* [What to work on] Gather, from the listing beneath this task, every line holding the string "React".

#####

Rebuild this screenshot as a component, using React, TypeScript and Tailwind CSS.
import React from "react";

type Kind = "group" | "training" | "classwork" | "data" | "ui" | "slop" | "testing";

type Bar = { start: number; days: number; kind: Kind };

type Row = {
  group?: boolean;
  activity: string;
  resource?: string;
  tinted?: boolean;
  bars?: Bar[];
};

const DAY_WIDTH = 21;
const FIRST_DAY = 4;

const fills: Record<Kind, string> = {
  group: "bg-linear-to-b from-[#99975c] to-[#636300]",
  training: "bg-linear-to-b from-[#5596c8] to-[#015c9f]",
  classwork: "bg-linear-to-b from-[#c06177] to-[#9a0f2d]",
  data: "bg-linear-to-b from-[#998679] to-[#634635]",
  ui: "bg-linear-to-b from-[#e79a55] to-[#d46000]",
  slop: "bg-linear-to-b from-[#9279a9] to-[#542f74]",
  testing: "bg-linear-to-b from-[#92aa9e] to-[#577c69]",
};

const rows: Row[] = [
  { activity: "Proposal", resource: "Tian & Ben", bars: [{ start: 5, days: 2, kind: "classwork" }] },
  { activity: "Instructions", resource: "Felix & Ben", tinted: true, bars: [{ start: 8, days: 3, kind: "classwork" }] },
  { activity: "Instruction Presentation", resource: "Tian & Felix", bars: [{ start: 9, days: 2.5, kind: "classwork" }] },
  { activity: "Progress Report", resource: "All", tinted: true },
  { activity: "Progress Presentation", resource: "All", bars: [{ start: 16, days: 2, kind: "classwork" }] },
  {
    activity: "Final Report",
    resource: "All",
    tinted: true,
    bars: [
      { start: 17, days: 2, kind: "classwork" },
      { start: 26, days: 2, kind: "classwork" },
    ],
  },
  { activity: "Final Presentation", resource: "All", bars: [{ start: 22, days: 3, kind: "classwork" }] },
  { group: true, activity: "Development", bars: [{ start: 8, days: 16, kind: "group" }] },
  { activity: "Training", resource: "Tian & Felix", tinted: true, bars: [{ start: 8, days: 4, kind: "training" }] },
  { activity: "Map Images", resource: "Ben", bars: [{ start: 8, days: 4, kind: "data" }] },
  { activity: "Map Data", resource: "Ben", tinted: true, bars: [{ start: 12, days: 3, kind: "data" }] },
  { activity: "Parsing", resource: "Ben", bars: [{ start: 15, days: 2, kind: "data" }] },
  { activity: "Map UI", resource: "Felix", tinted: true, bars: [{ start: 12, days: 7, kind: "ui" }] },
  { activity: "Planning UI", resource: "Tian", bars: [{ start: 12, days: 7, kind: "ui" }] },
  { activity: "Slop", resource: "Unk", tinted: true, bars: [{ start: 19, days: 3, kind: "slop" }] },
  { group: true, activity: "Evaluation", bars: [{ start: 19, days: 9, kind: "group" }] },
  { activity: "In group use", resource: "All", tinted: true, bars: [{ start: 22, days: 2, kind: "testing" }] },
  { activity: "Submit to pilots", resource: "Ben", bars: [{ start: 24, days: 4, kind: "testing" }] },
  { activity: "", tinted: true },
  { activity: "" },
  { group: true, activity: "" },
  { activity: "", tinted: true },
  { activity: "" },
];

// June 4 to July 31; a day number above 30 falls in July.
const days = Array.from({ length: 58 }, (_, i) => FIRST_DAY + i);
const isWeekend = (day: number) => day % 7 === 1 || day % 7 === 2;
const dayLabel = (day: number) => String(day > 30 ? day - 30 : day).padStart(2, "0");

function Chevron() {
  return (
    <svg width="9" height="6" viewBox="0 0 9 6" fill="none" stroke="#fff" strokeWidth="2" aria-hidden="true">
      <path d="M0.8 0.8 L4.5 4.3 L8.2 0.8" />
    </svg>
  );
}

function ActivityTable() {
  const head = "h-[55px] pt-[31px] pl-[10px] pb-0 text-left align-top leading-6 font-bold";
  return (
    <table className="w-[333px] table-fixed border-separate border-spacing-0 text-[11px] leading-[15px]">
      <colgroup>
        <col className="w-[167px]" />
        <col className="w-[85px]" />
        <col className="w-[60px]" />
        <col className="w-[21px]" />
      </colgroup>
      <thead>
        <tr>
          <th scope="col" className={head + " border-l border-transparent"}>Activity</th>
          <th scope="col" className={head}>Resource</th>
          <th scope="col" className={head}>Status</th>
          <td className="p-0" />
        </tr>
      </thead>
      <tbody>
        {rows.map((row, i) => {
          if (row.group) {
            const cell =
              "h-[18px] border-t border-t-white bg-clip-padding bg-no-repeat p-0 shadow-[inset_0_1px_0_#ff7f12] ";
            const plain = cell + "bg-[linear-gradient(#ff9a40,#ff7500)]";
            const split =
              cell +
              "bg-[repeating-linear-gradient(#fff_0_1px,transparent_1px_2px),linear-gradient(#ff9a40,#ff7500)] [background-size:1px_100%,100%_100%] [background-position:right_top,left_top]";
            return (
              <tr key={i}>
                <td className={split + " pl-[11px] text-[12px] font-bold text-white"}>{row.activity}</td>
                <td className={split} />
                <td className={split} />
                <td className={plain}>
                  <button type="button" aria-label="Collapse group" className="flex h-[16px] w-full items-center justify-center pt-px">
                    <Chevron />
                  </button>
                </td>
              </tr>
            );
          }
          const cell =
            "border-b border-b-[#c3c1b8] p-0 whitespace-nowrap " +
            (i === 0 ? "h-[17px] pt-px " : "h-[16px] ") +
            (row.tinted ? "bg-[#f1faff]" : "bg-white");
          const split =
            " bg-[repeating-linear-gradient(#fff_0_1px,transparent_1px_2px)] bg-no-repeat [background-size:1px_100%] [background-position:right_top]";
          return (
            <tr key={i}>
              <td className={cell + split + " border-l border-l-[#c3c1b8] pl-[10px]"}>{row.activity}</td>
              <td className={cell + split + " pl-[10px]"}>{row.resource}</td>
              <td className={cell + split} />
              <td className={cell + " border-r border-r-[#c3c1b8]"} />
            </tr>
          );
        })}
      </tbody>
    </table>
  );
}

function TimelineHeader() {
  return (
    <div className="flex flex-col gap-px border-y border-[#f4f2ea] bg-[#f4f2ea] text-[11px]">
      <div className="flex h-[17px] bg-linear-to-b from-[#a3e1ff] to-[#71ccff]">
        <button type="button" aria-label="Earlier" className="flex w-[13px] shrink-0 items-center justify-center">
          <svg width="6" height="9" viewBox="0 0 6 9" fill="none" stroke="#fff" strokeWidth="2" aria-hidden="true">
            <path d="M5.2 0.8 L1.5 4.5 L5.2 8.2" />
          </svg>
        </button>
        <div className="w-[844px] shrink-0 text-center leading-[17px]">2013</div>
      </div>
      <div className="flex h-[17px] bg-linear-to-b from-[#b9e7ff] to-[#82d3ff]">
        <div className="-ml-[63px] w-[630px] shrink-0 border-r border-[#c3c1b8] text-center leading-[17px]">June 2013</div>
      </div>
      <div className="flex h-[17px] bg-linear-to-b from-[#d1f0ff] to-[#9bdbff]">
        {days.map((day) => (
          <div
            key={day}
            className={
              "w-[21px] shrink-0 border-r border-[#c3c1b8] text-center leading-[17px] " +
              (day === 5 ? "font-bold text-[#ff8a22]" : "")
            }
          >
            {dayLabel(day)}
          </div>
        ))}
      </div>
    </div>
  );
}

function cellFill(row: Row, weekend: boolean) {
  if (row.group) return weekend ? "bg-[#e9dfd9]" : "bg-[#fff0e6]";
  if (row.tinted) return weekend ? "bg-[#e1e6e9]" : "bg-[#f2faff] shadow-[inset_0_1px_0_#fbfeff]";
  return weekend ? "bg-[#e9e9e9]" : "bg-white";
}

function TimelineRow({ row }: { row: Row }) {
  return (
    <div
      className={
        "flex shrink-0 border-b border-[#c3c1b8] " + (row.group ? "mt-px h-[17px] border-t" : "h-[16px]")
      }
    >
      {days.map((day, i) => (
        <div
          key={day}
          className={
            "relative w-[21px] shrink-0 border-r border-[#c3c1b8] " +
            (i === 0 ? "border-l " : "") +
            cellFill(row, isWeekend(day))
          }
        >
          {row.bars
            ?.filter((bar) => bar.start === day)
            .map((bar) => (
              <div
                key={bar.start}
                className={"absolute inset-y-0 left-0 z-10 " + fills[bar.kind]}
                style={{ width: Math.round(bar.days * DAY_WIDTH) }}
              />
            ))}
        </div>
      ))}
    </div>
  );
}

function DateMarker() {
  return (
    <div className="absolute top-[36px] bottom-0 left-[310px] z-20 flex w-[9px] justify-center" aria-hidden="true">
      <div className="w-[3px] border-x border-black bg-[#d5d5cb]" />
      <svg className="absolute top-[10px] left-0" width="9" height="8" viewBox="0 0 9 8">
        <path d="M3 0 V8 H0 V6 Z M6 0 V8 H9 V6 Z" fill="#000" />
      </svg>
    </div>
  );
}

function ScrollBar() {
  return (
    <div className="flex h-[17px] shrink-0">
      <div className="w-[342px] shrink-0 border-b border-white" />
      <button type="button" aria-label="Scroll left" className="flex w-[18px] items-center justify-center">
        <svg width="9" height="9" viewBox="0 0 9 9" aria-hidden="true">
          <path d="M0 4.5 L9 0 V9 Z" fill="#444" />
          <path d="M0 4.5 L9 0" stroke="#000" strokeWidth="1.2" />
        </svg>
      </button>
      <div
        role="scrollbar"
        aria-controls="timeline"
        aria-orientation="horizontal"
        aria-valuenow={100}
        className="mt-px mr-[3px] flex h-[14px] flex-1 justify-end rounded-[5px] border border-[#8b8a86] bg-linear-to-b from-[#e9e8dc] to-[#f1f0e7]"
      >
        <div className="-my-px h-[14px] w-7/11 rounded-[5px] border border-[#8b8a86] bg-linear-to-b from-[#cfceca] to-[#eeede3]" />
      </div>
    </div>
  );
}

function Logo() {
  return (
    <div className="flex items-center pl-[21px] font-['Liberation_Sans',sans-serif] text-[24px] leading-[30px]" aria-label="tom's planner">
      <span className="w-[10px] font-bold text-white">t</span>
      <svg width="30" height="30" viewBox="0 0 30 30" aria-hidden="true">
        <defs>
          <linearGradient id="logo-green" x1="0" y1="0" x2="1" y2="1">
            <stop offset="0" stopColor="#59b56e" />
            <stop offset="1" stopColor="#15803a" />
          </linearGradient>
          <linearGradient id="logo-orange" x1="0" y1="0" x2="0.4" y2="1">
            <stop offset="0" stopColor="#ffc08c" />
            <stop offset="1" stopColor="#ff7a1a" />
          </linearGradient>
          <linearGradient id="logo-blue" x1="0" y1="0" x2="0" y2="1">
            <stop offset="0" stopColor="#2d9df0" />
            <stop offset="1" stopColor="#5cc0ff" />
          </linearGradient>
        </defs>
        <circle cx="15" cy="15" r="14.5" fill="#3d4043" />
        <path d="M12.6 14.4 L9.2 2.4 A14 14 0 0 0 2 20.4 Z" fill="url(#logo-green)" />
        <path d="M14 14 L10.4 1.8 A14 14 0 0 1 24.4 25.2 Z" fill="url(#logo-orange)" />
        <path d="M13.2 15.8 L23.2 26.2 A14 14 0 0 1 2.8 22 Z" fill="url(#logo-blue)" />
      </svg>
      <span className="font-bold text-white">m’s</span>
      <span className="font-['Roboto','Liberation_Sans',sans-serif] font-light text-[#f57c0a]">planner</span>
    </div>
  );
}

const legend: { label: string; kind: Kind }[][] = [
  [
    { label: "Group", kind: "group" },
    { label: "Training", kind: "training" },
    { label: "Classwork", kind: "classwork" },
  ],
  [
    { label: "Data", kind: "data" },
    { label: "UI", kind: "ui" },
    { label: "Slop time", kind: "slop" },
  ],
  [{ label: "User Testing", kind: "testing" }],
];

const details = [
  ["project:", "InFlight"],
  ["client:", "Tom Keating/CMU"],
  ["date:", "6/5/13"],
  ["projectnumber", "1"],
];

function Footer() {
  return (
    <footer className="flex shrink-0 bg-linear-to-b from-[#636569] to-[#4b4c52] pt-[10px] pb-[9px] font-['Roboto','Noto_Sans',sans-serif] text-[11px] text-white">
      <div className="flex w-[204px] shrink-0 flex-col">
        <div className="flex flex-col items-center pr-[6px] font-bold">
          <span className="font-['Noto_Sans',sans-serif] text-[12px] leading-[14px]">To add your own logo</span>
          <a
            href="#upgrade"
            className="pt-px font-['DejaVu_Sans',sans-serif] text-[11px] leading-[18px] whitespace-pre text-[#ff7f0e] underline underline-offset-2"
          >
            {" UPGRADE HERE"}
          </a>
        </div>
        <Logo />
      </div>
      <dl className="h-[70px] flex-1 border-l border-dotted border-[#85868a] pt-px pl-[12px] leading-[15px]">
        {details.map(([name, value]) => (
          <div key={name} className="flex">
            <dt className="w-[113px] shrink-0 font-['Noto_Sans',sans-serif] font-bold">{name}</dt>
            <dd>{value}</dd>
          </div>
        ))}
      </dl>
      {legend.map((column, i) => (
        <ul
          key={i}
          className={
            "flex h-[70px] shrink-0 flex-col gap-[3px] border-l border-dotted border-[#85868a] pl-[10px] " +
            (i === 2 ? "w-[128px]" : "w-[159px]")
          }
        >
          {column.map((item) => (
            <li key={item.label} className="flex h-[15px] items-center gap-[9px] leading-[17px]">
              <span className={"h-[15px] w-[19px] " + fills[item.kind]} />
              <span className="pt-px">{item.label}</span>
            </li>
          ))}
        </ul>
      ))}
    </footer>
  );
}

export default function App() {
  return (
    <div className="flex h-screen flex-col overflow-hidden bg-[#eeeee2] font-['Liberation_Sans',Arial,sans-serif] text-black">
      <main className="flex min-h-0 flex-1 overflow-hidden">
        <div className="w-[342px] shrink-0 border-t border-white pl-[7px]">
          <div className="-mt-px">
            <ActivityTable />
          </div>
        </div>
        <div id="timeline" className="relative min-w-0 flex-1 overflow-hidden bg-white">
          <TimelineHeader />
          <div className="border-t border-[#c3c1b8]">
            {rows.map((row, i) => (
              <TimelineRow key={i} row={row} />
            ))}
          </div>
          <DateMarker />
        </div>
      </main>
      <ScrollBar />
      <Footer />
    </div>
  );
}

#####

* [Written solution]
Rebuild this screenshot as a component, using React, TypeScript and Tailwind CSS.
import React from "react";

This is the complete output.